##### Data section #####
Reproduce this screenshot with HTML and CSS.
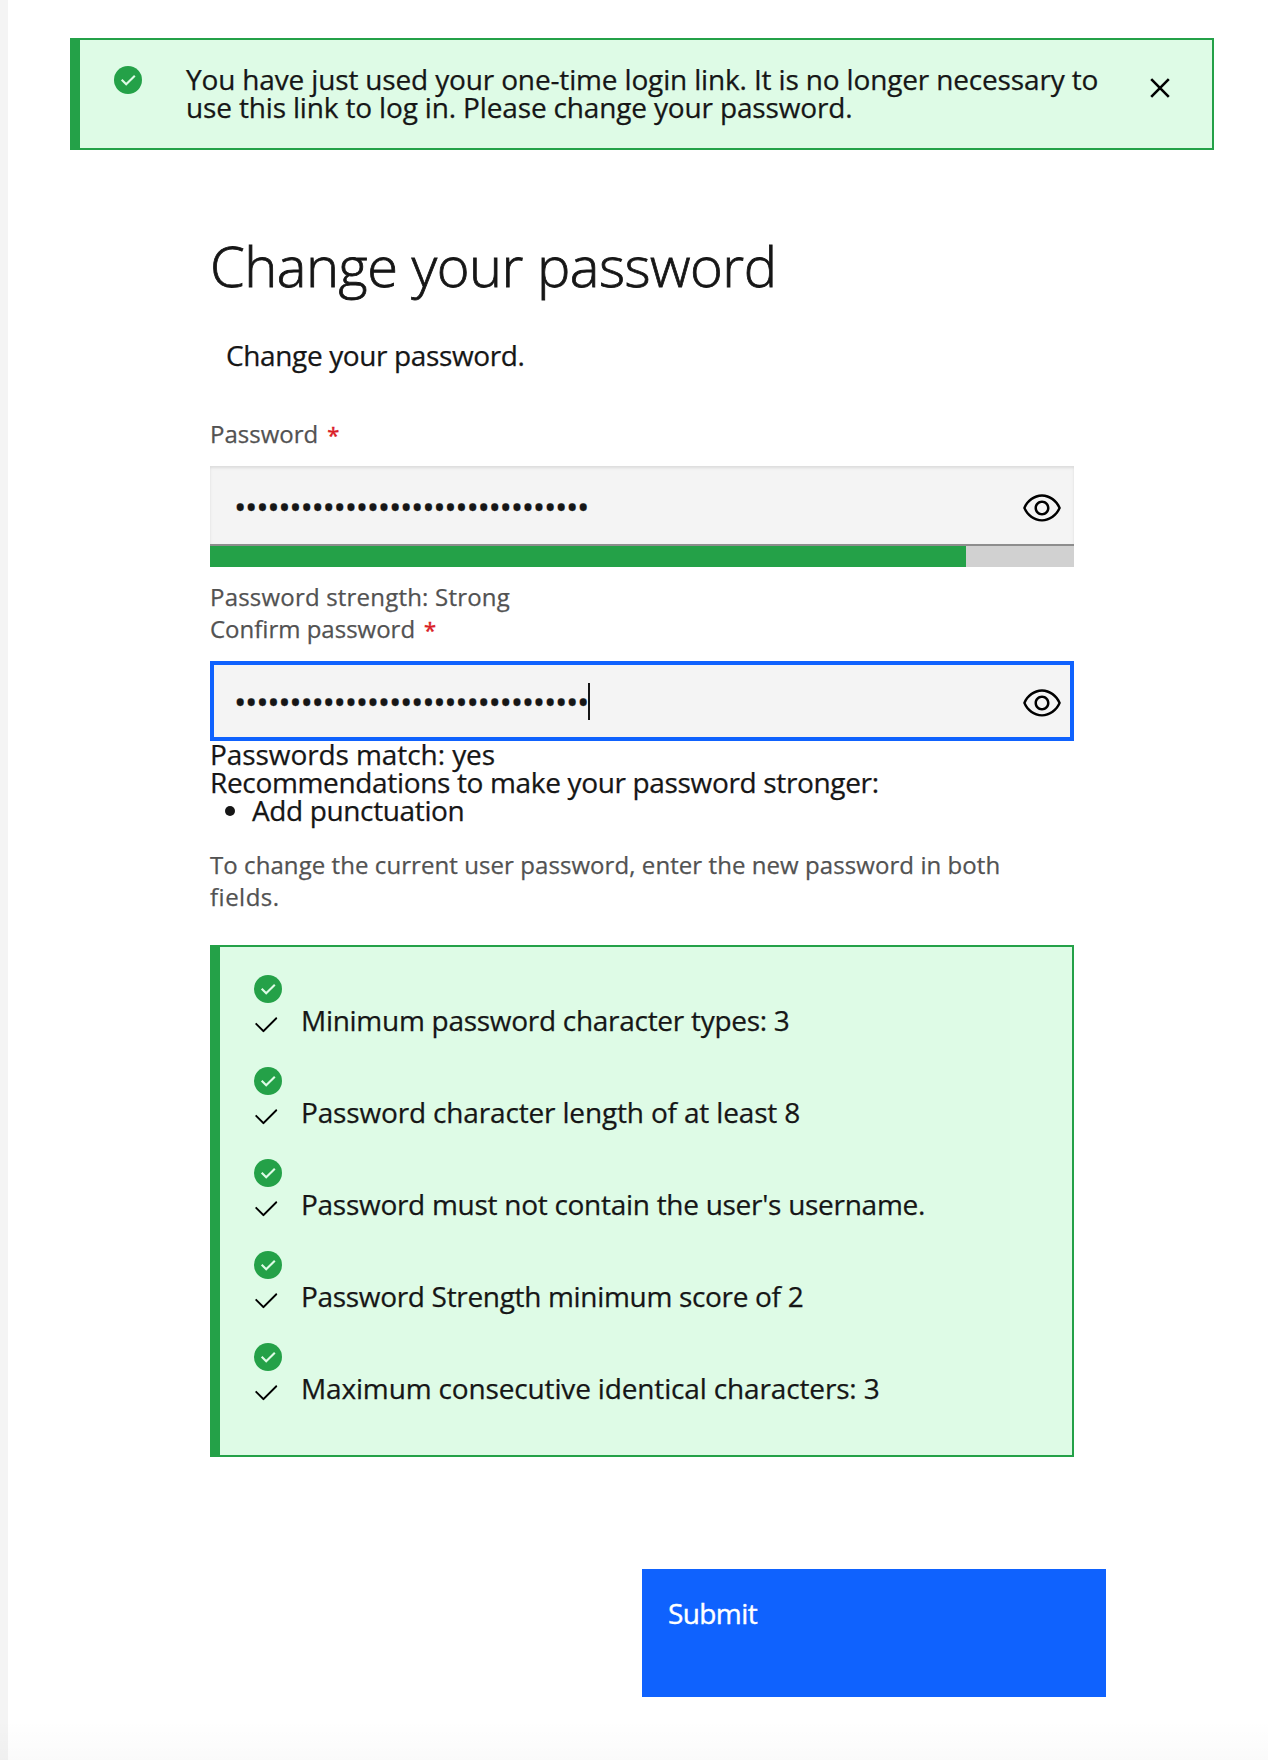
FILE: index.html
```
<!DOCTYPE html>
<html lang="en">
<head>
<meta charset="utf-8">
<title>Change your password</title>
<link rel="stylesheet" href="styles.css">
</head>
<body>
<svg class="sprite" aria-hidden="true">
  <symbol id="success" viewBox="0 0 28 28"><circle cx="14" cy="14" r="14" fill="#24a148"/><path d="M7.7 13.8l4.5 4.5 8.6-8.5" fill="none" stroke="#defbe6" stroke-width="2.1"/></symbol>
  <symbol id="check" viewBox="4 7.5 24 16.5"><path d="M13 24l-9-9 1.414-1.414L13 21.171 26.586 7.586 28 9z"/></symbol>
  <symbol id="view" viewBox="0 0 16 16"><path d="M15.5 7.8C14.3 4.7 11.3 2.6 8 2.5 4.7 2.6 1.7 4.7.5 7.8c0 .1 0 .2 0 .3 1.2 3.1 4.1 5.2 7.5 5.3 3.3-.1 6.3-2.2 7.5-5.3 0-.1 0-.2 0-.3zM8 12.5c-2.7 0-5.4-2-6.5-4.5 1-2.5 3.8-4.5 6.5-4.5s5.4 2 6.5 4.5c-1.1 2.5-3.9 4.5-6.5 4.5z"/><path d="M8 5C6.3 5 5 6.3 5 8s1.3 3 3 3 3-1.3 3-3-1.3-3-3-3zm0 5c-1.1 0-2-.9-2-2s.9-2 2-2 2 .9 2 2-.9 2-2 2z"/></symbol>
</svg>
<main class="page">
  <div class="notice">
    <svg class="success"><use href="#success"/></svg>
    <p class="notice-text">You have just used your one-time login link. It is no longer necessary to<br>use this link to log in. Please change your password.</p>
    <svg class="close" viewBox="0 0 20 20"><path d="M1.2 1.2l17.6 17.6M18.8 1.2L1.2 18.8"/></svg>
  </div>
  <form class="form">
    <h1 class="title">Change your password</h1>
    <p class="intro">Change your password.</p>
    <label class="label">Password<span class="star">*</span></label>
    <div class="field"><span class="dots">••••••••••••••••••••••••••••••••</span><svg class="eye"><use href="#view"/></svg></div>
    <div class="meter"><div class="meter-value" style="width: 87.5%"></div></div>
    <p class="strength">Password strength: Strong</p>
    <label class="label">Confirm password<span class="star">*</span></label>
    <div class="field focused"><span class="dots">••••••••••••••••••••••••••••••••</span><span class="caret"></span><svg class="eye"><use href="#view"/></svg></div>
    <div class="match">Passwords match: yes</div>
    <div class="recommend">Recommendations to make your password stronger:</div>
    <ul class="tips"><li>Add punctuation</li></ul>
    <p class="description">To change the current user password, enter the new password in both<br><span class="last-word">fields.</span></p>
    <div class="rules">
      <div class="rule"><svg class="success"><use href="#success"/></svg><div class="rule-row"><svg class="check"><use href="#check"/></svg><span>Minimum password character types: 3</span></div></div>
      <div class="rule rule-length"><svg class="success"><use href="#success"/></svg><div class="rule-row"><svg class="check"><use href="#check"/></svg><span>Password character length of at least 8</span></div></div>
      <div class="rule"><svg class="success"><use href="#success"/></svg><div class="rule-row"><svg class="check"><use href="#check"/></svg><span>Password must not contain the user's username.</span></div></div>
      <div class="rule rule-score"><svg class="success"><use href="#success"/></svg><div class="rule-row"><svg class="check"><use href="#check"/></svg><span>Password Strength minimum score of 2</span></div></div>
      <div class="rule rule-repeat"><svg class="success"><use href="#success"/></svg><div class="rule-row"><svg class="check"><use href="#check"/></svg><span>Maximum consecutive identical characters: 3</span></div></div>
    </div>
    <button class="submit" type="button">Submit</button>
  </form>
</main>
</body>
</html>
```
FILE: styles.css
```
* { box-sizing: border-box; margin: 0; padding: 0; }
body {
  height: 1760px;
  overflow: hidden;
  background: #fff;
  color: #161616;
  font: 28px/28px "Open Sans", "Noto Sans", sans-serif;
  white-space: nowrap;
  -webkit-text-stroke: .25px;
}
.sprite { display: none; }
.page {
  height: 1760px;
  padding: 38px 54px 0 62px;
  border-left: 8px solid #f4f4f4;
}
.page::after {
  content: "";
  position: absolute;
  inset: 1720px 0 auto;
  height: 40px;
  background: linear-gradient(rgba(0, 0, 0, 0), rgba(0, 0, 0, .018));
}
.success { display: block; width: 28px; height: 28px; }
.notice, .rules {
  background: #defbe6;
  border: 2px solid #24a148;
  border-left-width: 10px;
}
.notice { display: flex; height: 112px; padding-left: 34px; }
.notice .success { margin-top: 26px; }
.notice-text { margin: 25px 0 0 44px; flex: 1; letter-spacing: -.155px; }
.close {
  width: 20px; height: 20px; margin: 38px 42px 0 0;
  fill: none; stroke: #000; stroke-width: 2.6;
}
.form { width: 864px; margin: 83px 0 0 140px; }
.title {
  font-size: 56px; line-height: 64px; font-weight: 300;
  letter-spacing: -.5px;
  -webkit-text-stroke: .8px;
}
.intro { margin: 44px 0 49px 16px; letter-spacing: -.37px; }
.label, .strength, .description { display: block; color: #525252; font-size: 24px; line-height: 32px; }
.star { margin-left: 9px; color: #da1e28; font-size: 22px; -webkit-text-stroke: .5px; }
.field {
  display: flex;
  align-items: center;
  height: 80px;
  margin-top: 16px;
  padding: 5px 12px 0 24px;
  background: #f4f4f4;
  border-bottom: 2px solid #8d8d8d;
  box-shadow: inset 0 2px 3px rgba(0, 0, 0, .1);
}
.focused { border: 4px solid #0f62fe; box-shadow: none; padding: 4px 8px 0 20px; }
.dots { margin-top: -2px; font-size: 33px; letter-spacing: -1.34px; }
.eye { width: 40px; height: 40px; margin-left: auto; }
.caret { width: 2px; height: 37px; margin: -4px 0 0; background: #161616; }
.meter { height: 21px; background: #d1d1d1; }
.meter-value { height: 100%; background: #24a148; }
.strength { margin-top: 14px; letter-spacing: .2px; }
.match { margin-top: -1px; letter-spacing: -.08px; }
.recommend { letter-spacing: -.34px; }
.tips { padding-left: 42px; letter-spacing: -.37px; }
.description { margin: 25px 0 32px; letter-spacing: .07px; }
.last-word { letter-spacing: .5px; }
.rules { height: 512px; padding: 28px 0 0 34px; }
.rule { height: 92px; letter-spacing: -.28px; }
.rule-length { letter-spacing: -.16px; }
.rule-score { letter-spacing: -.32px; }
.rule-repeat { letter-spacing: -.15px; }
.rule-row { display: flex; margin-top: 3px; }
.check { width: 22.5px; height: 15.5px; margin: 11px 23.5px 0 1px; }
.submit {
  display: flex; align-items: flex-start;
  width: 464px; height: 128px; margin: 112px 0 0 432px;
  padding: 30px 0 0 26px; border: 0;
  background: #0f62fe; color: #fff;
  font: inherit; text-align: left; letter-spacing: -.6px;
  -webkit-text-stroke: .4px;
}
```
#####
*Exercise aim:*
Copy the data character for character, but drop all pictures from the copy.

*Result:*
Reproduce this screenshot with HTML and CSS.
FILE: index.html
```
<!DOCTYPE html>
<html lang="en">
<head>
<meta charset="utf-8">
<title>Change your password</title>
<link rel="stylesheet" href="styles.css">
</head>
<body>
<svg class="sprite" aria-hidden="true">
  <symbol id="success" viewBox="0 0 28 28"><circle cx="14" cy="14" r="14" fill="#24a148"/><path d="M7.7 13.8l4.5 4.5 8.6-8.5" fill="none" stroke="#defbe6" stroke-width="2.1"/></symbol>
  <symbol id="check" viewBox="4 7.5 24 16.5"><path d="M13 24l-9-9 1.414-1.414L13 21.171 26.586 7.586 28 9z"/></symbol>
  <symbol id="view" viewBox="0 0 16 16"><path d="M15.5 7.8C14.3 4.7 11.3 2.6 8 2.5 4.7 2.6 1.7 4.7.5 7.8c0 .1 0 .2 0 .3 1.2 3.1 4.1 5.2 7.5 5.3 3.3-.1 6.3-2.2 7.5-5.3 0-.1 0-.2 0-.3zM8 12.5c-2.7 0-5.4-2-6.5-4.5 1-2.5 3.8-4.5 6.5-4.5s5.4 2 6.5 4.5c-1.1 2.5-3.9 4.5-6.5 4.5z"/><path d="M8 5C6.3 5 5 6.3 5 8s1.3 3 3 3 3-1.3 3-3-1.3-3-3-3zm0 5c-1.1 0-2-.9-2-2s.9-2 2-2 2 .9 2 2-.9 2-2 2z"/></symbol>
</svg>
<main class="page">
  <div class="notice">
    <svg class="success"><use href="#success"/></svg>
    <p class="notice-text">You have just used your one-time login link. It is no longer necessary to<br>use this link to log in. Please change your password.</p>
    <svg class="close" viewBox="0 0 20 20"><path d="M1.2 1.2l17.6 17.6M18.8 1.2L1.2 18.8"/></svg>
  </div>
  <form class="form">
    <h1 class="title">Change your password</h1>
    <p class="intro">Change your password.</p>
    <label class="label">Password<span class="star">*</span></label>
    <div class="field"><span class="dots">••••••••••••••••••••••••••••••••</span><svg class="eye"><use href="#view"/></svg></div>
    <div class="meter"><div class="meter-value" style="width: 87.5%"></div></div>
    <p class="strength">Password strength: Strong</p>
    <label class="label">Confirm password<span class="star">*</span></label>
    <div class="field focused"><span class="dots">••••••••••••••••••••••••••••••••</span><span class="caret"></span><svg class="eye"><use href="#view"/></svg></div>
    <div class="match">Passwords match: yes</div>
    <div class="recommend">Recommendations to make your password stronger:</div>
    <ul class="tips"><li>Add punctuation</li></ul>
    <p class="description">To change the current user password, enter the new password in both<br><span class="last-word">fields.</span></p>
    <div class="rules">
      <div class="rule"><svg class="success"><use href="#success"/></svg><div class="rule-row"><svg class="check"><use href="#check"/></svg><span>Minimum password character types: 3</span></div></div>
      <div class="rule rule-length"><svg class="success"><use href="#success"/></svg><div class="rule-row"><svg class="check"><use href="#check"/></svg><span>Password character length of at least 8</span></div></div>
      <div class="rule"><svg class="success"><use href="#success"/></svg><div class="rule-row"><svg class="check"><use href="#check"/></svg><span>Password must not contain the user's username.</span></div></div>
      <div class="rule rule-score"><svg class="success"><use href="#success"/></svg><div class="rule-row"><svg class="check"><use href="#check"/></svg><span>Password Strength minimum score of 2</span></div></div>
      <div class="rule rule-repeat"><svg class="success"><use href="#success"/></svg><div class="rule-row"><svg class="check"><use href="#check"/></svg><span>Maximum consecutive identical characters: 3</span></div></div>
    </div>
    <button class="submit" type="button">Submit</button>
  </form>
</main>
</body>
</html>
```
FILE: styles.css
```
* { box-sizing: border-box; margin: 0; padding: 0; }
body {
  height: 1760px;
  overflow: hidden;
  background: #fff;
  color: #161616;
  font: 28px/28px "Open Sans", "Noto Sans", sans-serif;
  white-space: nowrap;
  -webkit-text-stroke: .25px;
}
.sprite { display: none; }
.page {
  height: 1760px;
  padding: 38px 54px 0 62px;
  border-left: 8px solid #f4f4f4;
}
.page::after {
  content: "";
  position: absolute;
  inset: 1720px 0 auto;
  height: 40px;
  background: linear-gradient(rgba(0, 0, 0, 0), rgba(0, 0, 0, .018));
}
.success { display: block; width: 28px; height: 28px; }
.notice, .rules {
  background: #defbe6;
  border: 2px solid #24a148;
  border-left-width: 10px;
}
.notice { display: flex; height: 112px; padding-left: 34px; }
.notice .success { margin-top: 26px; }
.notice-text { margin: 25px 0 0 44px; flex: 1; letter-spacing: -.155px; }
.close {
  width: 20px; height: 20px; margin: 38px 42px 0 0;
  fill: none; stroke: #000; stroke-width: 2.6;
}
.form { width: 864px; margin: 83px 0 0 140px; }
.title {
  font-size: 56px; line-height: 64px; font-weight: 300;
  letter-spacing: -.5px;
  -webkit-text-stroke: .8px;
}
.intro { margin: 44px 0 49px 16px; letter-spacing: -.37px; }
.label, .strength, .description { display: block; color: #525252; font-size: 24px; line-height: 32px; }
.star { margin-left: 9px; color: #da1e28; font-size: 22px; -webkit-text-stroke: .5px; }
.field {
  display: flex;
  align-items: center;
  height: 80px;
  margin-top: 16px;
  padding: 5px 12px 0 24px;
  background: #f4f4f4;
  border-bottom: 2px solid #8d8d8d;
  box-shadow: inset 0 2px 3px rgba(0, 0, 0, .1);
}
.focused { border: 4px solid #0f62fe; box-shadow: none; padding: 4px 8px 0 20px; }
.dots { margin-top: -2px; font-size: 33px; letter-spacing: -1.34px; }
.eye { width: 40px; height: 40px; margin-left: auto; }
.caret { width: 2px; height: 37px; margin: -4px 0 0; background: #161616; }
.meter { height: 21px; background: #d1d1d1; }
.meter-value { height: 100%; background: #24a148; }
.strength { margin-top: 14px; letter-spacing: .2px; }
.match { margin-top: -1px; letter-spacing: -.08px; }
.recommend { letter-spacing: -.34px; }
.tips { padding-left: 42px; letter-spacing: -.37px; }
.description { margin: 25px 0 32px; letter-spacing: .07px; }
.last-word { letter-spacing: .5px; }
.rules { height: 512px; padding: 28px 0 0 34px; }
.rule { height: 92px; letter-spacing: -.28px; }
.rule-length { letter-spacing: -.16px; }
.rule-score { letter-spacing: -.32px; }
.rule-repeat { letter-spacing: -.15px; }
.rule-row { display: flex; margin-top: 3px; }
.check { width: 22.5px; height: 15.5px; margin: 11px 23.5px 0 1px; }
.submit {
  display: flex; align-items: flex-start;
  width: 464px; height: 128px; margin: 112px 0 0 432px;
  padding: 30px 0 0 26px; border: 0;
  background: #0f62fe; color: #fff;
  font: inherit; text-align: left; letter-spacing: -.6px;
  -webkit-text-stroke: .4px;
}
```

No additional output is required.